The City of Selkirk’s Budget 2016 takes aim at infrastructure, both external and internal, and with the strategic plan in mind, concentrates on building the city’s capacity to facilitate economic growth and modernize its municipal government.
For the second consecutive year, the city has completed its budget before year’s end, providing a competitive advantage when it comes to projects slated for work in 2016. Projects can be tendered sooner, allowing the city to get to work started quickly and at the best price possible in the short summer season. The budget was approved at council’s Dec. 29 meeting.
Mayor Larry Johannson said 2016 will be an exciting year, with many important projects taking place. He said city management has once again delivered a strong budget that keeps increases to a minimum and delivers the best bang for the buck.
Focused on Infrastructure
The focus on infrastructure is important, the mayor said, because it’s an investment in Selkirk’s future.
“It’s not the sexiest stuff out there, what we’re doing with infrastructure, but in order to move the city forward and be viable in the future and to be ready for all the investments and development, there’s been a lot but there’s a lot yet to come, we have to do it,” Johannson said.
“We have to be ready for that. We have to be ready with proper water supply, we have to be ready with proper sewer, and all that good stuff. And we will be ready.”
Budget 2016 calls for a slight 2.99 per cent tax increase, which translates into about an additional $6 per month on a home valued at $250,000.
Johannson said the growth in the city’s tax base – achieved through strategic planning – allowed council to keep the increase to a minimum.
External infrastructure, things we all rely on daily such as roads, sewer and water pipes, buildings and city equipment, get much attention in the new budget.
A reliable water supply is a priority in the city’s strategic plan, and the city will invest $4 million into a new water source that will ensure Selkirk’s water supply is safe and abundant for today and decades to come.

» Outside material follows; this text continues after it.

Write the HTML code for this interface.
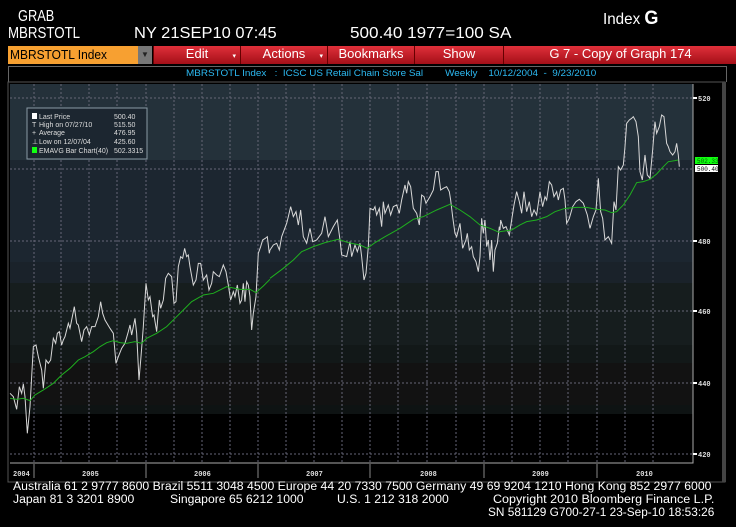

Road improvements will once again be a priority in 2016 and the city will invest $1.14 million to make Selkirk streets better. Jemima Street will be resurfaced and water mains reconstructed from Manitoba to Queen; Sophia Street will be reconstructed and paved from Queen to the railway tracks; and detailed design plans for Manitoba from Main to Easton and Easton to Hwy. 9A will be completed. A Manitoba Avenue West road improvement plan will be developed and designs for the west end truck line and sewage lift station, to facilitate future growth to the west, will be undertaken.
City of Selkirk CAO Duane Nicol said investment in the city’s infrastructure now is also an investment in Selkirk’s future. And, having dollars ready allows the city to capitalize on provincial and federal dollars when they become available.
“We continue to increase the investments we are making into our aging infrastructure to slow the growth in disrepair. We will make the best use possible of every federal and provincial grant available to us,” Nicol said.
“We are investing in new infrastructure, which is opening new opportunities for commercial, industrial and residential growth. Encouraging efficient and cost-effective growth will expand our tax base with minimal growth in annual city expenses.”
Budget 2016 also invests $440,000 in the city’s recreational infrastructure and the Rec Complex, Selkirk Park, including the campground and pool. The Waterfront and the community trails will also see improvements.
The Rec Complex will become more energy efficient and its lobby will be upgraded making it more comfortable for users. The outside parking lot stairs will also be replaced. The pool enhancement project will be completed and the campground showers remodelled. Additional funds will go into The Waterfront events budget, slip dock cover replacement work will continue and a budget will be established for the community trails.
Internal infrastructure includes the processes and programs that help the city run smoothly, but the most important internal infrastructure is the city’s people.
“We continue to invest in our No. 1 asset, our people,” Nicol said.
“The city is best served when it has an engaged, well-trained, talented and innovative civil service. We will continue to invest in staff skill development and leadership training. We will also continue to invest in improvements to our technology, ensuring our people have the tools they need to deliver quality municipal services.”
The city will invest $100,000 in capital asset management software, which will help manage the city’s massive asset inventory. The software features cutting-edge modelling and predicative applications that help in planning future infrastructure works and the investment and debt systems that will help fund future projects.
A new and improved city website was launched in 2015 and in 2016 more investments will be made to make the site even more user friendly. The city will re-evaluate its organizational structure and realign and provide new resources in key areas.
“These changes will help us build the municipal government we need to maintain our current momentum and support a larger, more vibrant Selkirk in the future,” Nicol said.
The city is also working to improve planning and development strategies. Council is redeveloping its zoning bylaw and creating the Annie West Development Plan that will support its efforts to build a more modern, cost-efficient urban community. Better land use and progressive practices will build a more sustainable community and growth, along with diversity of the city tax base, will keep new infrastructure and operating costs to a minimum.